Belinda wrote: ↑Sat Nov 16, 2024 10:48 am
Immanuel Can wrote: ↑Sat Nov 16, 2024 6:25 am
Dr Faustus wrote: ↑Sun Oct 27, 2024 5:50 pm
The question seems to be trivial....etc.
The word "religion" is a collective noun that implies assumptions preferred by two groups: universalists and cynics. It presupposes the existence of some zone of the "non-religious," meaning people who have no particular ideology, creed or beliefs at all, from whose point of view the other things people believe are identified collectively as "the religions." In other words, it's really part of discourse of those who prefer to imagine themselves to be free of beliefs.
You won't find that what you call "religious" people are ever satisfied with calling themselves merely "religious." They'll want to say, "I'm Buddhist," or "I'm Hindu," or "I'm Catholic," or "Taoist" or "Rastafarian" or "Yoruban" or "Gnostic" or "Extropian." And this fact points to another assumption embedded in the use of the word "religion": it assumes they're all essentially the same, in some basic way, so that they can be defined collectively rather than as unique relative to each other. Nothing so significant is assumed to exist in any of them that they cannot be simply grouped together in this way, without important distinction.
So again, it fits primarily with the narrative assumptions of those who regard themselves as secular, and "religions" as a kind of superstition or hokum. It's inherently dismissive, therefore. And legitimately so, maybe, in the case of the vast majority of belief systems. But in relation to any one of the included beliefs, it's simply uninterested in the details of what they actually believe...and whether any of them is actually right. Rather, it tends to be the preferred term of those who think particulars simply do not really matter.
Obviously, such cyncism is a particularly limited point of view from which to engage in any study of "religions." It's already kind of got its mind made up about what it is going to find, even before all investigation.
There is no such stance as secular in the sense you describe.
Sure there is.
If I called whatever you believe simply "one of the delusions," then you'd be rather displeased, I suspect. And that's what the word "religion" amounts to, for secularists. It's really just a way of shorthanding "what you believe doesn't matter."

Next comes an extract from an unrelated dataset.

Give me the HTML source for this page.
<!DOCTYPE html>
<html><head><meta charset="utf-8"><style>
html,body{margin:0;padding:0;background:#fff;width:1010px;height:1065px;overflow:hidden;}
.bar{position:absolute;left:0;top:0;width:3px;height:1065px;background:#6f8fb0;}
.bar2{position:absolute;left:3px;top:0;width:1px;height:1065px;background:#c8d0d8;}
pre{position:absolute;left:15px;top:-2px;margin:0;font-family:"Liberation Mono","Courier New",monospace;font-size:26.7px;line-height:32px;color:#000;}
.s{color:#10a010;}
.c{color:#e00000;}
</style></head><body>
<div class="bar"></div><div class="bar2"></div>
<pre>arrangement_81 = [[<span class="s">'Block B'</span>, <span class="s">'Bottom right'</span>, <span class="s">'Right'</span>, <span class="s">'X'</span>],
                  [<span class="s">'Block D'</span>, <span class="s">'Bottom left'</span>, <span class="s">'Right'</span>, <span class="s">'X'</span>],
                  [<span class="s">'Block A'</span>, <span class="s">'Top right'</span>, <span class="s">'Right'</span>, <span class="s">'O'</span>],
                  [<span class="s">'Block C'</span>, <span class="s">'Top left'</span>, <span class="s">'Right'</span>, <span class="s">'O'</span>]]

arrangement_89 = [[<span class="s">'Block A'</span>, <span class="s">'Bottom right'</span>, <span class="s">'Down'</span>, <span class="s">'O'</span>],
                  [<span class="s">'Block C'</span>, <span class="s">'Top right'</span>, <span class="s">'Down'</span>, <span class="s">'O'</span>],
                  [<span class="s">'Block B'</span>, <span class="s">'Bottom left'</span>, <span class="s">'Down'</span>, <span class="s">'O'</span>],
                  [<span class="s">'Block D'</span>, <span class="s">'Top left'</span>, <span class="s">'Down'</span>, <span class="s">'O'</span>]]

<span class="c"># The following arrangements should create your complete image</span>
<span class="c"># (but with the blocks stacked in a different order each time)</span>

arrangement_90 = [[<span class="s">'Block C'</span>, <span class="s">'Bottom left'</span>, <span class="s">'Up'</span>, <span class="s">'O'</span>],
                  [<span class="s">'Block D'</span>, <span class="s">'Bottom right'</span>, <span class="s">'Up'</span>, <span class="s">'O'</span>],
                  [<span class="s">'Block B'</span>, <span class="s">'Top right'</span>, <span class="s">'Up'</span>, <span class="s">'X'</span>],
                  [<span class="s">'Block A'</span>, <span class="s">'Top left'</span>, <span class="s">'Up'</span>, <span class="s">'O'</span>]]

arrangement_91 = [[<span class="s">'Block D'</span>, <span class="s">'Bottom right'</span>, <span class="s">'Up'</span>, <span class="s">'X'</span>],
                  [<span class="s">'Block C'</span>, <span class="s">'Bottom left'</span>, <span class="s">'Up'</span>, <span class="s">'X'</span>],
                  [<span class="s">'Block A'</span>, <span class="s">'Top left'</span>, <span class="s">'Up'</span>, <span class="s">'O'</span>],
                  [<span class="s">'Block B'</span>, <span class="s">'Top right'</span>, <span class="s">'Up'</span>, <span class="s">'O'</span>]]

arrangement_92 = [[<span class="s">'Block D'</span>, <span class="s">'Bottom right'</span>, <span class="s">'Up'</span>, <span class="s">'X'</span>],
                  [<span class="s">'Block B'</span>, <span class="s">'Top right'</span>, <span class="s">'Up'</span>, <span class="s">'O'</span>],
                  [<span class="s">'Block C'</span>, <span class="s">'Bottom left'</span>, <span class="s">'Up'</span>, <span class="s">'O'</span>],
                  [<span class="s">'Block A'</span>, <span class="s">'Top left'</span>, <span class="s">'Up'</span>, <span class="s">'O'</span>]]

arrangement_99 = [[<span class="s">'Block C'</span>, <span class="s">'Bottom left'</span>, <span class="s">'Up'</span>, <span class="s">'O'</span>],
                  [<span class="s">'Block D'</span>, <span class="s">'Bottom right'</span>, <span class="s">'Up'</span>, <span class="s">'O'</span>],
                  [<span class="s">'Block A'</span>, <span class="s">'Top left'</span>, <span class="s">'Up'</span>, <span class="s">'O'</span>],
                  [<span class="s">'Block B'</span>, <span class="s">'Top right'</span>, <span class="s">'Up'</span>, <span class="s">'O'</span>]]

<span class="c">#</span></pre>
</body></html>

So-called secular people attach themselves to others who hold the same unwritten creed. E.g. life is for me to enjoy myself in my own way. E.g. My friends and I are the sort of people who believe we should have autonomy over our own bodies. E.g. My friends and family are bound together as Irish Traveller people. E.g. The people I identify with are illegal immigrants. E.g. I and my associates are all followers of X.
Right. And the "religious" people have several distinct advantages over this.
One is that they at least know they believe something: the people you're describing above often believe they don't "believe" or "have faith" in anything at all. But as you point out, they've got their own set of creeds that they simply fail to analyze, and don't really understand, and to which they have only a temporary, selfish and pragmatic commitment. ("My life is for me to enjoy my own way." Well, who says you're owed that?)
Another advantage is that "religious" people can at least try to figure out a rational defense for what they believe, because it consists of particular, definite propositions: but the kind of wobblers you're describing can't hope to figure out any rational defense or legitimation for what they believe, because they don't even know they believe anything, or on what basis one ought to believe it. (i.e. They can petulantly assert things like, "...we should have autonomy over our own bodies..." but can't ground that in any deeper ontological truth than, "...because we want it.")
And then there's the problem of trying to ground their personal morality in mere solipsism: if "whatever I happen to want" and "what is right" are exactly the same domains, then it makes morality nonsense, and it makes it utterly impossible for the solipsist to know if he or she is even a "good" person, beyond his or her superficial self-satisfied feelings. (i.e. no moral basis)
A question for you---- Is there an essential difference between a religion and a cult?
That's much debated in the Religious Studies field. It's actually a complicated question. But before we spend time on that, why do you ask?